In other areas, the Q60 is a pretty easy car to see out off, with blind spots not being obscured despite the sleek 0.29 Cd shape. A sunroof would have been nice to allow more natural light into the cabin, so things would feel more airy.

Much like the base Q50, the Q60 comes with electro-hydraulic power steering and not the steer-by-wire, second-gen Direct Adaptive Steering (DAS). There’s good weight here, and the feedback is good, even though it doesn’t feel like the most accurate of steering systems.

Through what corners we could enjoy, the coupe remained composed and there was plenty of mechanical grip, likely with extra help from those wide tyres. The lack of accuracy with the steering, however, means you may not know if you’ve put in sufficient steering angle, which inevitably leads to over-correction.

Should things get a little out of hand, the Q60’s Active Trace Control systems kicks in, applying gentle, smooth braking to individual wheels to help bring the vehicle back into the correct cornering line. It works well, and you’ll definitely feel it when the stability feature is in effect.

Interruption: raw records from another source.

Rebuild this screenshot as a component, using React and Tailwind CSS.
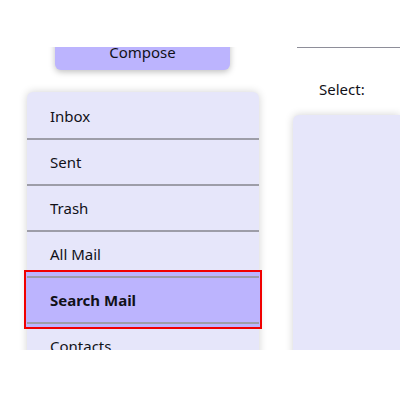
const folders = ["Inbox", "Sent", "Trash", "All Mail", "Search Mail", "Contacts"];
const selected = "Search Mail";

export default function App() {
  return (
    <div className="h-[400px] w-[400px] overflow-hidden bg-white text-[15px] text-[#111118] [font-family:'Noto_Sans',sans-serif]">
      <div className="mt-[47px] flex h-[303px] overflow-hidden">
        {/* Left column */}
        <div className="w-[259px] shrink-0 pl-[27px]">
          <button className="-mt-[13px] ml-[28px] flex h-[36px] w-[175px] items-center justify-center rounded-md bg-[#bcb4fe] pt-[1px] shadow-[0_2px_6px_rgba(0,0,0,0.25)]">
            Compose
          </button>

          <div className="mt-[22px] rounded-t-md bg-[#e6e6fa] pt-[2px] shadow-[0_0_8px_rgba(0,0,0,0.18)]">
            {folders.map((name, i) => {
              const active = name === selected;
              return (
                <div key={name}>
                  {i > 0 && <div className="relative z-10 h-[2px] bg-[#9d9da8]" />}
                  <div className="relative flex h-[44px] items-center pl-[23px]">
                    {active && (
                      <div className="absolute -inset-x-[3px] -top-[8px] -bottom-[7px] border-2 border-[#f00000] bg-[#bcb4fe]" />
                    )}
                    <span className={active ? "relative z-10 font-bold" : "relative z-10"}>{name}</span>
                  </div>
                </div>
              );
            })}
          </div>
        </div>

        {/* Right column */}
        <div className="flex-1 pl-[34px]">
          <div className="ml-[4px] h-px bg-[#8e8e99]" />
          <p className="mt-[31px] pl-[26px] leading-5">Select:</p>
          <div className="mt-[16px] h-[400px] rounded-tl-md bg-[#e6e6fa] shadow-[0_0_8px_rgba(0,0,0,0.18)]" />
        </div>
      </div>
    </div>
  );
}
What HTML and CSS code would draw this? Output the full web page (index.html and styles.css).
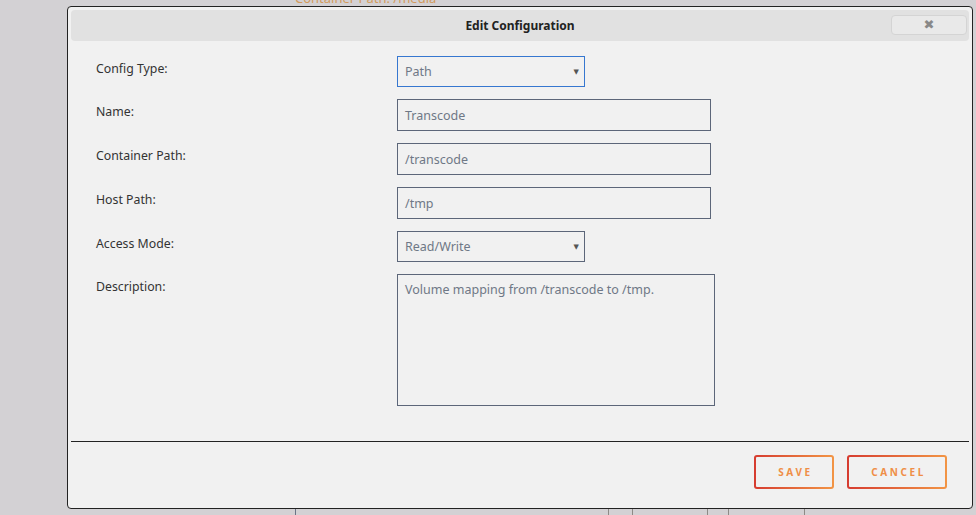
FILE: index.html
```html
<!DOCTYPE html>
<html>
<head>
<meta charset="utf-8">
<link rel="stylesheet" href="styles.css">
</head>
<body>
<div class="page">
  <div class="bg-text">Container Path: /media</div>
  <div class="bg-spacer"></div>
  <div class="bg-row">
    <div class="bg-cell c1"></div>
    <div class="bg-cell c2"></div>
    <div class="bg-cell c3"></div>
    <div class="bg-cell c4"></div>
    <div class="bg-cell c5"></div>
    <div class="bg-cell c6"></div>
  </div>
</div>

<div class="dialog">
  <div class="dialog-header">
    <div class="dialog-title">Edit Configuration</div>
    <button class="close-btn">&#x2716;</button>
  </div>
  <div class="dialog-body">
    <div class="form-row">
      <label class="label">Config Type:</label>
      <div class="field select focused"><span>Path</span><span class="arrow">&#9660;</span></div>
    </div>
    <div class="form-row">
      <label class="label">Name:</label>
      <div class="field input">Transcode</div>
    </div>
    <div class="form-row">
      <label class="label">Container Path:</label>
      <div class="field input">/transcode</div>
    </div>
    <div class="form-row">
      <label class="label">Host Path:</label>
      <div class="field input">/tmp</div>
    </div>
    <div class="form-row">
      <label class="label">Access Mode:</label>
      <div class="field select"><span>Read/Write</span><span class="arrow">&#9660;</span></div>
    </div>
    <div class="form-row">
      <label class="label">Description:</label>
      <div class="field textarea">Volume mapping from /transcode to /tmp.</div>
    </div>
  </div>
  <div class="dialog-footer">
    <button class="btn btn-save">SAVE</button>
    <button class="btn btn-cancel">CANCEL</button>
  </div>
</div>
</body>
</html>
```

FILE: styles.css
```css
html, body {
  margin: 0;
  padding: 0;
}
body {
  background: #d3d1d4;
  font-family: "Noto Sans", "Open Sans", sans-serif;
  width: 976px;
  height: 515px;
  overflow: hidden;
  position: relative;
}
.page {
  height: 515px;
  display: flex;
  flex-direction: column;
}
.bg-text {
  margin-top: -11px;
  margin-left: 295px;
  font-size: 13px;
  line-height: 18px;
  color: #d29a5c;
}
.bg-spacer {
  flex: 1;
}
.bg-row {
  height: 6px;
  display: flex;
}
.bg-cell {
  border-left: 1px solid #6b7486;
  height: 6px;
}
.c1 { margin-left: 295px; width: 312px; }
.c2 { width: 23px; border-left-color: #8d8a86; }
.c3 { width: 74px; border-left-color: #8d8a86; }
.c4 { width: 20px; border-left-color: #8d8a86; }
.c5 { width: 75px; border-left-color: #8d8a86; }
.c6 { width: 100px; border-left-color: #8d8a86; }

.dialog {
  position: absolute;
  left: 67px;
  top: 6px;
  width: 898px;
  height: 495px;
  background: #f1f1f1;
  border: 1px solid #222;
  border-radius: 4px;
  padding: 3px;
  box-sizing: content-box;
  display: flex;
  flex-direction: column;
}
.dialog-header {
  height: 31px;
  flex: none;
  background: #e1e1e1;
  border-radius: 4px;
  display: flex;
  align-items: center;
  justify-content: center;
  position: relative;
}
.dialog-title {
  font-size: 12px;
  font-weight: bold;
  color: #222;
}
.close-btn {
  position: absolute;
  right: 2px;
  top: 5px;
  width: 76px;
  height: 20px;
  background: #e9e9e9;
  border: 1px solid #d4d4d4;
  border-radius: 4px;
  color: #888;
  font-size: 13px;
  padding: 0;
  line-height: 18px;
  font-family: "DejaVu Sans", sans-serif;
}
.dialog-body {
  padding: 15px 0 0 25px;
  display: flex;
  flex-direction: column;
  gap: 12px;
  height: 400px;
  flex: none;
  box-sizing: border-box;
}
.form-row {
  display: flex;
  align-items: flex-start;
}
.label {
  width: 301px;
  font-size: 12.3px;
  color: #333;
  padding-top: 5px;
  line-height: 16px;
}
.field {
  box-sizing: border-box;
  border: 1px solid #5c6679;
  font-size: 12.5px;
  color: #6f7886;
  padding: 0 7px;
  display: flex;
  align-items: center;
}
.select {
  width: 188px;
  height: 31px;
  justify-content: space-between;
  padding-right: 5px;
}
.select.focused {
  border-color: #3677d0;
}
.arrow {
  font-size: 7px;
  color: #555;
  font-family: "DejaVu Sans", sans-serif;
}
.input {
  width: 314px;
  height: 32px;
}
.textarea {
  width: 318px;
  height: 132px;
  align-items: flex-start;
  padding-top: 7px;
  line-height: 16px;
}
.dialog-footer {
  border-top: 1px solid #222;
  flex: 1;
  display: flex;
  justify-content: flex-end;
  align-items: flex-start;
  padding: 13px 22px 0 0;
  gap: 13px;
}
.btn {
  height: 34px;
  border: 2px solid transparent;
  border-radius: 3px;
  background: linear-gradient(#f1f1f1, #f1f1f1) padding-box,
              linear-gradient(90deg, #d63c30, #f29545) border-box;
  color: #ef8e47;
  font-family: "Noto Sans", sans-serif;
  font-size: 10px;
  font-weight: bold;
  letter-spacing: 2.6px;
  padding: 0 0 0 3px;
}
.btn-save { width: 80px; }
.btn-cancel { width: 100px; }
```
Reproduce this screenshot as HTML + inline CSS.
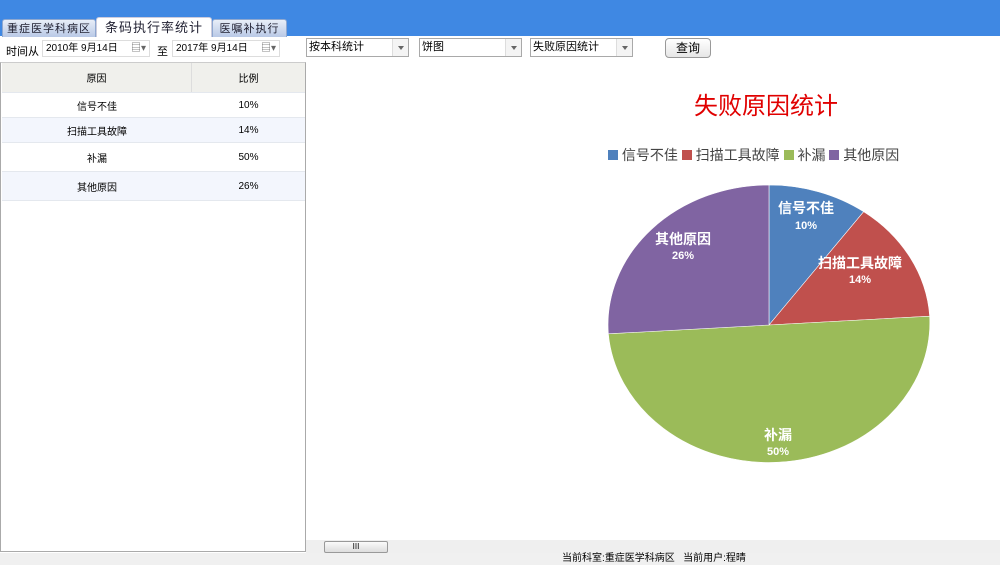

Going back to an earlier statement that the Q60 is more a GT car to this writer than a time attack machine, the inclusion of DAS would certainly be more welcomed. The system, which is unaffected by the kickback and forced movement of conventional steering, would certainly make the car even more comfortable to drive than it already is.

The Q60 (at least in this guise) is for a different sort of individual, one that isn’t focused purely on just raw performance and instead, just wants to trod along at a leisurely pace in comfort, relishing the fact that the car has the visual presence to track eyeballs to it.

And when he or she finally stops driving and decides to get out, they can treat their occipital lobe as well. In that aspect, the Q60 is certainly a worthwhile purchase at RM308,800, which is well within range of the 420i and C 200 Coupe AMG Line. Lest we forget, there’s even a seven-year warranty, which is more than what BMW Malaysia and Mercedes-Benz Malaysia offers. Did I mention it looks really good?